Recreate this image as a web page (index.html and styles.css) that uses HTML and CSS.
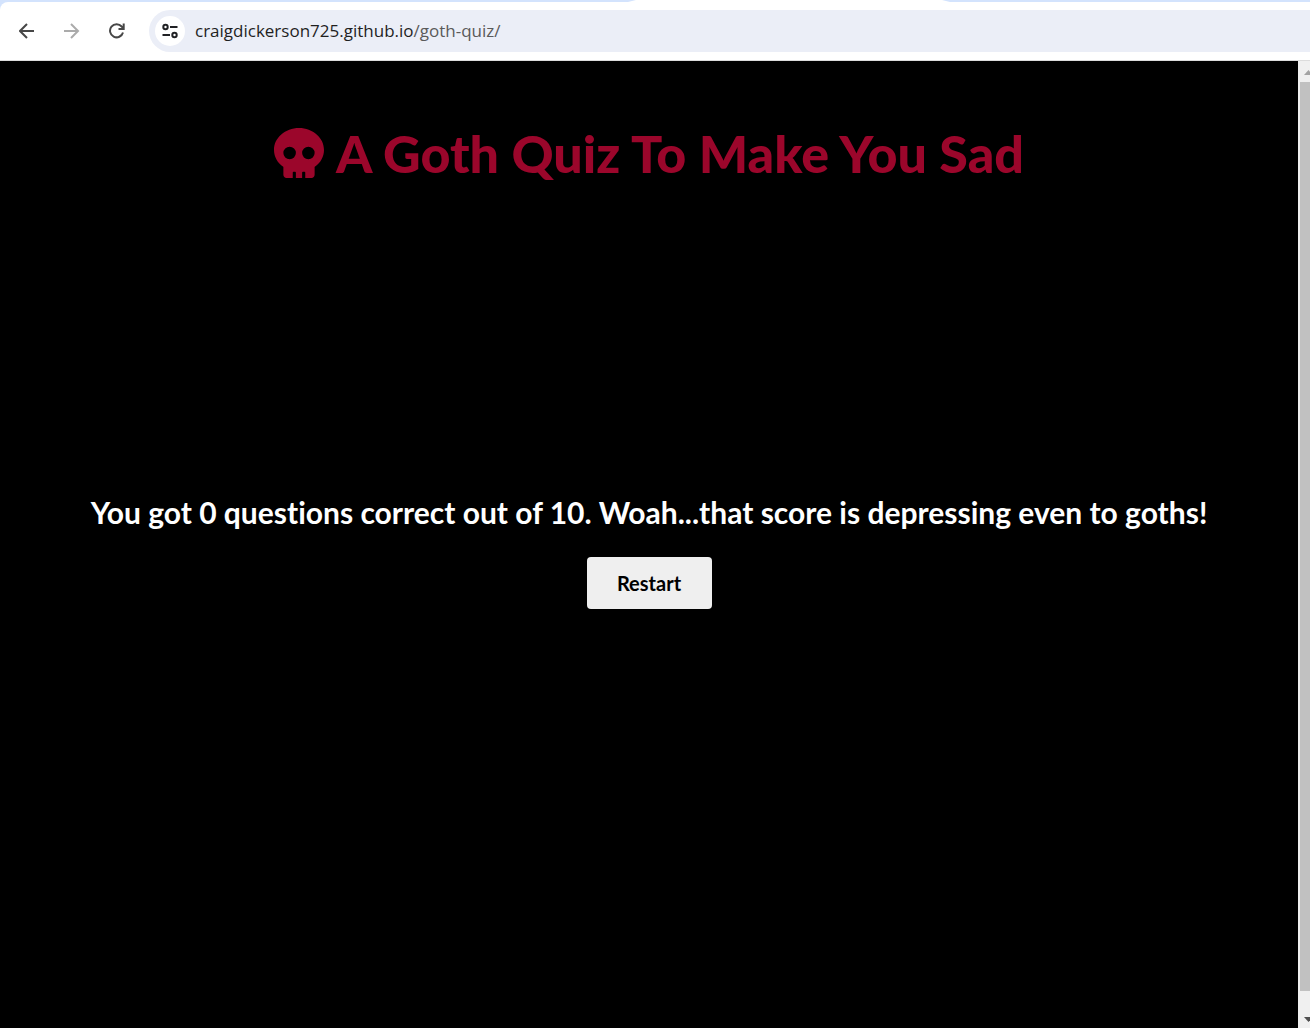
FILE: index.html
```html
<!DOCTYPE html>
<html lang="en">
<head>
<meta charset="utf-8">
<title>A Goth Quiz To Make You Sad</title>
<link rel="stylesheet" href="styles.css">
</head>
<body>
<div class="window">
  <div class="tabs"><span class="tab"></span></div>
  <nav class="toolbar" aria-label="Browser">
    <button class="nav-button" type="button" aria-label="Back">
      <svg viewBox="0 0 16 16" width="16" height="16"><path d="M15 8H1.500M8 1L1 8l7 7"/></svg>
    </button>
    <button class="nav-button" type="button" aria-label="Forward" disabled>
      <svg viewBox="0 0 16 16" width="16" height="16"><path d="M0 8H13.500M7 1l7 7-7 7"/></svg>
    </button>
    <button class="nav-button" type="button" aria-label="Reload">
      <svg viewBox="0 0 16 16" width="16" height="16"><path d="M14 9.500A6.600 6.600 0 1 1 12.700 3.500L14.500 5.500M14.700.5V6H9.500"/></svg>
    </button>
    <div class="address">
      <button class="site-info" type="button" aria-label="Site information">
        <svg viewBox="0 0 16 16" width="16" height="16"><circle cx="3.500" cy="4" r="2.200"/><circle cx="12.500" cy="12" r="2.200"/><path d="M8 4h7.500M.5 12H8"/></svg>
      </button>
      <a class="url" href="#">craigdickerson725.github.io<span class="path">/goth-quiz/</span></a>
    </div>
  </nav>
  <div class="viewport">
    <main class="page">
      <h1 class="title">
        <svg class="skull" viewBox="0 0 512 512" aria-hidden="true"><path fill-rule="evenodd" d="M256 0C114.600 0 0 100.300 0 224c0 70.100 36.900 132.600 94.500 173.700 2 1.500 1.500 5 1.500 10v72c0 17.700 14.300 32 32 32h64v-56c0-4.400 3.600-8 8-8h16c4.400 0 8 3.600 8 8v56h64v-56c0-4.400 3.600-8 8-8h16c4.400 0 8 3.600 8 8v56h64c17.700 0 32-14.300 32-32v-72c0-5-.5-8.500 1.500-10C475.100 356.600 512 294.100 512 224 512 100.300 397.400 0 256 0zm-96 320a64 64 0 1 1 0-128 64 64 0 0 1 0 128zm192 0a64 64 0 1 1 0-128 64 64 0 0 1 0 128z"/></svg>
        A Goth Quiz To Make You Sad
      </h1>
      <section class="result">
        <h2 class="score">You got 0 questions correct out of 10. Woah...that score is depressing even to goths!</h2>
        <button class="restart" type="button">Restart</button>
      </section>
    </main>
    <div class="scrollbar" aria-hidden="true">
      <svg class="arrow up" viewBox="0 0 9 5"><path d="M0 5L4.500 0 9 5z"/></svg>
      <div class="thumb"></div>
      <svg class="arrow down" viewBox="0 0 9 5"><path d="M0 0h9L4.500 5z"/></svg>
    </div>
  </div>
</div>
</body>
</html>
```
FILE: styles.css
```css
* { box-sizing: border-box; }

body {
  margin: 0;
  background: #000;
}

.window {
  display: flex;
  flex-direction: column;
  min-height: 100vh;
  background: #d3e3fd;
  overflow: hidden;
}

.tabs {
  display: flex;
  height: 2px;
  padding-left: 628px;
}

.tab {
  width: 322px;
  background: #fff;
  clip-path: polygon(8px 0, 314px 0, 100% 100%, 0 100%);
}

.toolbar {
  display: flex;
  align-items: center;
  height: 59px;
  padding: 0 0 1px 12px;
  background: #fff;
  border-bottom: 1px solid #dcdcdc;
  border-top-left-radius: 8px;
}

.nav-button {
  display: grid;
  place-items: center;
  width: 30px;
  height: 30px;
  margin-right: 15px;
  padding: 0;
  border: 0;
  background: none;
  color: #474747;
}

.nav-button:disabled { color: #ababab; }

.nav-button svg,
.site-info svg {
  fill: none;
  stroke: currentColor;
  stroke-width: 2;
}

.address {
  flex: 1;
  display: flex;
  align-items: center;
  gap: 10px;
  height: 42px;
  margin-left: 2px;
  padding-left: 6px;
  background: #ebeef7;
  border-radius: 21px 0 0 21px;
}

.site-info {
  display: grid;
  place-items: center;
  width: 30px;
  height: 30px;
  padding: 0;
  border: 0;
  border-radius: 50%;
  background: #fff;
  color: #202124;
}

.url {
  font: 17px/24px "Open Sans", "Noto Sans", sans-serif;
  color: #1f1f1f;
  text-decoration: none;
}

.path { color: #5a5a5a; }

.viewport {
  flex: 1;
  display: flex;
}

.page {
  flex: 1;
  min-width: 0;
  background: #000;
  font-family: Lato, "Open Sans", sans-serif;
  font-variant-ligatures: none;
  text-align: center;
}

.title {
  display: flex;
  justify-content: center;
  align-items: center;
  gap: 12px;
  margin: 0;
  padding-top: 60px;
  font-size: 52px;
  line-height: 64px;
  font-weight: 900;
  color: #9b062b;
}

.skull {
  width: 50px;
  height: 50px;
  fill: currentColor;
}

.result { padding: 306px 16px 32px; }

.score {
  margin: 0 0 24px;
  font-size: 30px;
  line-height: 42px;
  font-weight: 700;
  color: #fff;
}

.restart {
  min-width: 125px;
  height: 52px;
  border: 0;
  border-radius: 4px;
  background: #efefef;
  color: #000;
  font: 700 20px/24px Lato, "Open Sans", sans-serif;
}

.scrollbar {
  display: flex;
  flex-direction: column;
  width: 12px;
  padding: 9px 0 6px;
  background: #f0f0f0;
  overflow: hidden;
}

.arrow {
  flex: none;
  width: 9px;
  height: 5px;
  margin-left: 6px;
}

.up { fill: #a3a3a3; }
.down { fill: #505050; }

.thumb {
  flex: 1;
  margin: 7px 0 26px 2px;
  background: #c1c1c1;
}
```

+++

#### Challenge:
The data should be printed again unchanged; leave its pictures out.

#### Solved problem:
Recreate this image as a web page (index.html and styles.css) that uses HTML and CSS.
FILE: index.html
```html
<!DOCTYPE html>
<html lang="en">
<head>
<meta charset="utf-8">
<title>A Goth Quiz To Make You Sad</title>
<link rel="stylesheet" href="styles.css">
</head>
<body>
<div class="window">
  <div class="tabs"><span class="tab"></span></div>
  <nav class="toolbar" aria-label="Browser">
    <button class="nav-button" type="button" aria-label="Back">
      <svg viewBox="0 0 16 16" width="16" height="16"><path d="M15 8H1.500M8 1L1 8l7 7"/></svg>
    </button>
    <button class="nav-button" type="button" aria-label="Forward" disabled>
      <svg viewBox="0 0 16 16" width="16" height="16"><path d="M0 8H13.500M7 1l7 7-7 7"/></svg>
    </button>
    <button class="nav-button" type="button" aria-label="Reload">
      <svg viewBox="0 0 16 16" width="16" height="16"><path d="M14 9.500A6.600 6.600 0 1 1 12.700 3.500L14.500 5.500M14.700.5V6H9.500"/></svg>
    </button>
    <div class="address">
      <button class="site-info" type="button" aria-label="Site information">
        <svg viewBox="0 0 16 16" width="16" height="16"><circle cx="3.500" cy="4" r="2.200"/><circle cx="12.500" cy="12" r="2.200"/><path d="M8 4h7.500M.5 12H8"/></svg>
      </button>
      <a class="url" href="#">craigdickerson725.github.io<span class="path">/goth-quiz/</span></a>
    </div>
  </nav>
  <div class="viewport">
    <main class="page">
      <h1 class="title">
        <svg class="skull" viewBox="0 0 512 512" aria-hidden="true"><path fill-rule="evenodd" d="M256 0C114.600 0 0 100.300 0 224c0 70.100 36.900 132.600 94.500 173.700 2 1.500 1.500 5 1.500 10v72c0 17.700 14.300 32 32 32h64v-56c0-4.400 3.600-8 8-8h16c4.400 0 8 3.600 8 8v56h64v-56c0-4.400 3.600-8 8-8h16c4.400 0 8 3.600 8 8v56h64c17.700 0 32-14.300 32-32v-72c0-5-.5-8.500 1.500-10C475.100 356.600 512 294.100 512 224 512 100.300 397.400 0 256 0zm-96 320a64 64 0 1 1 0-128 64 64 0 0 1 0 128zm192 0a64 64 0 1 1 0-128 64 64 0 0 1 0 128z"/></svg>
        A Goth Quiz To Make You Sad
      </h1>
      <section class="result">
        <h2 class="score">You got 0 questions correct out of 10. Woah...that score is depressing even to goths!</h2>
        <button class="restart" type="button">Restart</button>
      </section>
    </main>
    <div class="scrollbar" aria-hidden="true">
      <svg class="arrow up" viewBox="0 0 9 5"><path d="M0 5L4.500 0 9 5z"/></svg>
      <div class="thumb"></div>
      <svg class="arrow down" viewBox="0 0 9 5"><path d="M0 0h9L4.500 5z"/></svg>
    </div>
  </div>
</div>
</body>
</html>
```
FILE: styles.css
```css
* { box-sizing: border-box; }

body {
  margin: 0;
  background: #000;
}

.window {
  display: flex;
  flex-direction: column;
  min-height: 100vh;
  background: #d3e3fd;
  overflow: hidden;
}

.tabs {
  display: flex;
  height: 2px;
  padding-left: 628px;
}

.tab {
  width: 322px;
  background: #fff;
  clip-path: polygon(8px 0, 314px 0, 100% 100%, 0 100%);
}

.toolbar {
  display: flex;
  align-items: center;
  height: 59px;
  padding: 0 0 1px 12px;
  background: #fff;
  border-bottom: 1px solid #dcdcdc;
  border-top-left-radius: 8px;
}

.nav-button {
  display: grid;
  place-items: center;
  width: 30px;
  height: 30px;
  margin-right: 15px;
  padding: 0;
  border: 0;
  background: none;
  color: #474747;
}

.nav-button:disabled { color: #ababab; }

.nav-button svg,
.site-info svg {
  fill: none;
  stroke: currentColor;
  stroke-width: 2;
}

.address {
  flex: 1;
  display: flex;
  align-items: center;
  gap: 10px;
  height: 42px;
  margin-left: 2px;
  padding-left: 6px;
  background: #ebeef7;
  border-radius: 21px 0 0 21px;
}

.site-info {
  display: grid;
  place-items: center;
  width: 30px;
  height: 30px;
  padding: 0;
  border: 0;
  border-radius: 50%;
  background: #fff;
  color: #202124;
}

.url {
  font: 17px/24px "Open Sans", "Noto Sans", sans-serif;
  color: #1f1f1f;
  text-decoration: none;
}

.path { color: #5a5a5a; }

.viewport {
  flex: 1;
  display: flex;
}

.page {
  flex: 1;
  min-width: 0;
  background: #000;
  font-family: Lato, "Open Sans", sans-serif;
  font-variant-ligatures: none;
  text-align: center;
}

.title {
  display: flex;
  justify-content: center;
  align-items: center;
  gap: 12px;
  margin: 0;
  padding-top: 60px;
  font-size: 52px;
  line-height: 64px;
  font-weight: 900;
  color: #9b062b;
}

.skull {
  width: 50px;
  height: 50px;
  fill: currentColor;
}

.result { padding: 306px 16px 32px; }

.score {
  margin: 0 0 24px;
  font-size: 30px;
  line-height: 42px;
  font-weight: 700;
  color: #fff;
}

.restart {
  min-width: 125px;
  height: 52px;
  border: 0;
  border-radius: 4px;
  background: #efefef;
  color: #000;
  font: 700 20px/24px Lato, "Open Sans", sans-serif;
}

.scrollbar {
  display: flex;
  flex-direction: column;
  width: 12px;
  padding: 9px 0 6px;
  background: #f0f0f0;
  overflow: hidden;
}

.arrow {
  flex: none;
  width: 9px;
  height: 5px;
  margin-left: 6px;
}

.up { fill: #a3a3a3; }
.down { fill: #505050; }

.thumb {
  flex: 1;
  margin: 7px 0 26px 2px;
  background: #c1c1c1;
}
```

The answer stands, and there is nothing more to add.